THE REQUEST: Give an exact transcription of every line, dropping the images.

PROVIDED DATA:
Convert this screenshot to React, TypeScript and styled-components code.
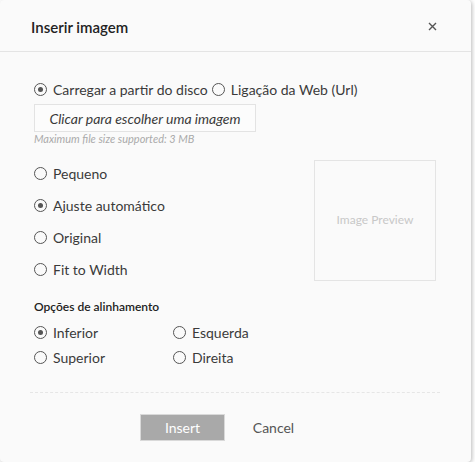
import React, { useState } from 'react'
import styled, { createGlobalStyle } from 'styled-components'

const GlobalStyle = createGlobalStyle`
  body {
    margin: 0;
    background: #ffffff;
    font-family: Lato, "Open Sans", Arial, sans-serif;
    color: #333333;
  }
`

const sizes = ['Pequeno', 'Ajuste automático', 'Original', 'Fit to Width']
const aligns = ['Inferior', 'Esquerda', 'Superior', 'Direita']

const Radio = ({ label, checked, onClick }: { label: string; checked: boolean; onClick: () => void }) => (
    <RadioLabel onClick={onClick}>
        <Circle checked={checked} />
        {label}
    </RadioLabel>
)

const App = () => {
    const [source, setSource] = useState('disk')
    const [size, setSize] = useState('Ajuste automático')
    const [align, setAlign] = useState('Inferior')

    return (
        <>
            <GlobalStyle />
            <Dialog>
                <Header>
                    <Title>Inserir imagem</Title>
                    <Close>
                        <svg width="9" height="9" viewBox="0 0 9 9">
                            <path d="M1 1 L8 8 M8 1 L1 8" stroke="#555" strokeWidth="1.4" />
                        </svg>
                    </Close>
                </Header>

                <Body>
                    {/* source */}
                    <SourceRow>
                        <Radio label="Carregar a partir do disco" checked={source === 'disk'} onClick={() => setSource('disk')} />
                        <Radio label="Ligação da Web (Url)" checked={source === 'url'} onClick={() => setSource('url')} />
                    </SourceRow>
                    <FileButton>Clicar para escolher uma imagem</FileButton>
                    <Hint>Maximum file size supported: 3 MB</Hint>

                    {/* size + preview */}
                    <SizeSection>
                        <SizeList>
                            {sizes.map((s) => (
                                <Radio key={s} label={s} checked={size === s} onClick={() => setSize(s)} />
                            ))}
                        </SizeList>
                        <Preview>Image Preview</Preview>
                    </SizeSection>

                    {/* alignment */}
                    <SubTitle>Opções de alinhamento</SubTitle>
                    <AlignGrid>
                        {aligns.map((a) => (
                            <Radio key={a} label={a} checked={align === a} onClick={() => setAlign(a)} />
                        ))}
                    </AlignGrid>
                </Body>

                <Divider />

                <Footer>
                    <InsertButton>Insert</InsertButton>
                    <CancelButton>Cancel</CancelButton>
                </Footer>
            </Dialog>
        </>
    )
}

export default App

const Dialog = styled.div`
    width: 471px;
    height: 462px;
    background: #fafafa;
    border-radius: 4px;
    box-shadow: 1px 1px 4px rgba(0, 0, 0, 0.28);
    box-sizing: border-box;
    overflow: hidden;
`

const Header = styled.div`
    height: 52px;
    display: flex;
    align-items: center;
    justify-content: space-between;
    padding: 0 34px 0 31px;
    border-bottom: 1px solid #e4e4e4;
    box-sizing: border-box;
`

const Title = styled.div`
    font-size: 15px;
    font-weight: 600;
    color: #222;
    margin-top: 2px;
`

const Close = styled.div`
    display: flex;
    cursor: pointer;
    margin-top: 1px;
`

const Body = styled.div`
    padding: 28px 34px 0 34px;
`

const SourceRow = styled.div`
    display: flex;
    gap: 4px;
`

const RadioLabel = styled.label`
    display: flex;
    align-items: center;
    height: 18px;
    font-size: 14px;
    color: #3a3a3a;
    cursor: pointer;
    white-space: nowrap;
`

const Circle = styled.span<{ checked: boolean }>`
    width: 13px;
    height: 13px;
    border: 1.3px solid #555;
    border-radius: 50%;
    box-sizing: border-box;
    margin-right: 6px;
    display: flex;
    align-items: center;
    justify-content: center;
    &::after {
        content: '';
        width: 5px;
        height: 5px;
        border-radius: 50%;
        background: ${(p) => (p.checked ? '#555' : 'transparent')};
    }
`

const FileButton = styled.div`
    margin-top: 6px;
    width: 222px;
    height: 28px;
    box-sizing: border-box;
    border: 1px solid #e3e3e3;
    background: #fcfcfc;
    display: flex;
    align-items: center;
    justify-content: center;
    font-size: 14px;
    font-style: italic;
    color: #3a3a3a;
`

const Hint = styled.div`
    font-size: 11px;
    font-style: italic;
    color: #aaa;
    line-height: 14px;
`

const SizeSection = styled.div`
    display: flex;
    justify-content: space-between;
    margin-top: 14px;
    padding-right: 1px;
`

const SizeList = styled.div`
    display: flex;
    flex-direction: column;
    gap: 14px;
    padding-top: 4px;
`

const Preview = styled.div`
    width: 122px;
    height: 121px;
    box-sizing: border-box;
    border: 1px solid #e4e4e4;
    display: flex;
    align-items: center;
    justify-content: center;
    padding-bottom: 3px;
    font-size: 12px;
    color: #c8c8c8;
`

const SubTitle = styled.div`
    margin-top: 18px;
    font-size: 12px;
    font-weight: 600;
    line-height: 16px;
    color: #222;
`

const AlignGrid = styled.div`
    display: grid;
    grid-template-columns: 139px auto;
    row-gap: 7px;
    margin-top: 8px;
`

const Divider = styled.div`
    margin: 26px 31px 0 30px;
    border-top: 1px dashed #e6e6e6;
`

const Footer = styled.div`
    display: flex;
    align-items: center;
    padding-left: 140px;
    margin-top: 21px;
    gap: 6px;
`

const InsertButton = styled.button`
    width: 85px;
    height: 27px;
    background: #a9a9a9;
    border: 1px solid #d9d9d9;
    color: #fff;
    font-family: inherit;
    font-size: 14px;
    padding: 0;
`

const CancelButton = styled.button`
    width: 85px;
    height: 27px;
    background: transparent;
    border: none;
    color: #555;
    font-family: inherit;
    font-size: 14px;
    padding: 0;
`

IN RESPONSE:
Convert this screenshot to React, TypeScript and styled-components code.
import React, { useState } from 'react'
import styled, { createGlobalStyle } from 'styled-components'

const GlobalStyle = createGlobalStyle`
  body {
    margin: 0;
    background: #ffffff;
    font-family: Lato, "Open Sans", Arial, sans-serif;
    color: #333333;
  }
`

const sizes = ['Pequeno', 'Ajuste automático', 'Original', 'Fit to Width']
const aligns = ['Inferior', 'Esquerda', 'Superior', 'Direita']

const Radio = ({ label, checked, onClick }: { label: string; checked: boolean; onClick: () => void }) => (
    <RadioLabel onClick={onClick}>
        <Circle checked={checked} />
        {label}
    </RadioLabel>
)

const App = () => {
    const [source, setSource] = useState('disk')
    const [size, setSize] = useState('Ajuste automático')
    const [align, setAlign] = useState('Inferior')

    return (
        <>
            <GlobalStyle />
            <Dialog>
                <Header>
                    <Title>Inserir imagem</Title>
                    <Close>
                        <svg width="9" height="9" viewBox="0 0 9 9">
                            <path d="M1 1 L8 8 M8 1 L1 8" stroke="#555" strokeWidth="1.4" />
                        </svg>
                    </Close>
                </Header>

                <Body>
                    {/* source */}
                    <SourceRow>
                        <Radio label="Carregar a partir do disco" checked={source === 'disk'} onClick={() => setSource('disk')} />
                        <Radio label="Ligação da Web (Url)" checked={source === 'url'} onClick={() => setSource('url')} />
                    </SourceRow>
                    <FileButton>Clicar para escolher uma imagem</FileButton>
                    <Hint>Maximum file size supported: 3 MB</Hint>

                    {/* size + preview */}
                    <SizeSection>
                        <SizeList>
                            {sizes.map((s) => (
                                <Radio key={s} label={s} checked={size === s} onClick={() => setSize(s)} />
                            ))}
                        </SizeList>
                        <Preview>Image Preview</Preview>
                    </SizeSection>

                    {/* alignment */}
                    <SubTitle>Opções de alinhamento</SubTitle>
                    <AlignGrid>
                        {aligns.map((a) => (
                            <Radio key={a} label={a} checked={align === a} onClick={() => setAlign(a)} />
                        ))}
                    </AlignGrid>
                </Body>

                <Divider />

                <Footer>
                    <InsertButton>Insert</InsertButton>
                    <CancelButton>Cancel</CancelButton>
                </Footer>
            </Dialog>
        </>
    )
}

export default App

const Dialog = styled.div`
    width: 471px;
    height: 462px;
    background: #fafafa;
    border-radius: 4px;
    box-shadow: 1px 1px 4px rgba(0, 0, 0, 0.28);
    box-sizing: border-box;
    overflow: hidden;
`

const Header = styled.div`
    height: 52px;
    display: flex;
    align-items: center;
    justify-content: space-between;
    padding: 0 34px 0 31px;
    border-bottom: 1px solid #e4e4e4;
    box-sizing: border-box;
`

const Title = styled.div`
    font-size: 15px;
    font-weight: 600;
    color: #222;
    margin-top: 2px;
`

const Close = styled.div`
    display: flex;
    cursor: pointer;
    margin-top: 1px;
`

const Body = styled.div`
    padding: 28px 34px 0 34px;
`

const SourceRow = styled.div`
    display: flex;
    gap: 4px;
`

const RadioLabel = styled.label`
    display: flex;
    align-items: center;
    height: 18px;
    font-size: 14px;
    color: #3a3a3a;
    cursor: pointer;
    white-space: nowrap;
`

const Circle = styled.span<{ checked: boolean }>`
    width: 13px;
    height: 13px;
    border: 1.3px solid #555;
    border-radius: 50%;
    box-sizing: border-box;
    margin-right: 6px;
    display: flex;
    align-items: center;
    justify-content: center;
    &::after {
        content: '';
        width: 5px;
        height: 5px;
        border-radius: 50%;
        background: ${(p) => (p.checked ? '#555' : 'transparent')};
    }
`

const FileButton = styled.div`
    margin-top: 6px;
    width: 222px;
    height: 28px;
    box-sizing: border-box;
    border: 1px solid #e3e3e3;
    background: #fcfcfc;
    display: flex;
    align-items: center;
    justify-content: center;
    font-size: 14px;
    font-style: italic;
    color: #3a3a3a;
`

const Hint = styled.div`
    font-size: 11px;
    font-style: italic;
    color: #aaa;
    line-height: 14px;
`

const SizeSection = styled.div`
    display: flex;
    justify-content: space-between;
    margin-top: 14px;
    padding-right: 1px;
`

const SizeList = styled.div`
    display: flex;
    flex-direction: column;
    gap: 14px;
    padding-top: 4px;
`

const Preview = styled.div`
    width: 122px;
    height: 121px;
    box-sizing: border-box;
    border: 1px solid #e4e4e4;
    display: flex;
    align-items: center;
    justify-content: center;
    padding-bottom: 3px;
    font-size: 12px;
    color: #c8c8c8;
`

const SubTitle = styled.div`
    margin-top: 18px;
    font-size: 12px;
    font-weight: 600;
    line-height: 16px;
    color: #222;
`

const AlignGrid = styled.div`
    display: grid;
    grid-template-columns: 139px auto;
    row-gap: 7px;
    margin-top: 8px;
`

const Divider = styled.div`
    margin: 26px 31px 0 30px;
    border-top: 1px dashed #e6e6e6;
`

const Footer = styled.div`
    display: flex;
    align-items: center;
    padding-left: 140px;
    margin-top: 21px;
    gap: 6px;
`

const InsertButton = styled.button`
    width: 85px;
    height: 27px;
    background: #a9a9a9;
    border: 1px solid #d9d9d9;
    color: #fff;
    font-family: inherit;
    font-size: 14px;
    padding: 0;
`

const CancelButton = styled.button`
    width: 85px;
    height: 27px;
    background: transparent;
    border: none;
    color: #555;
    font-family: inherit;
    font-size: 14px;
    padding: 0;
`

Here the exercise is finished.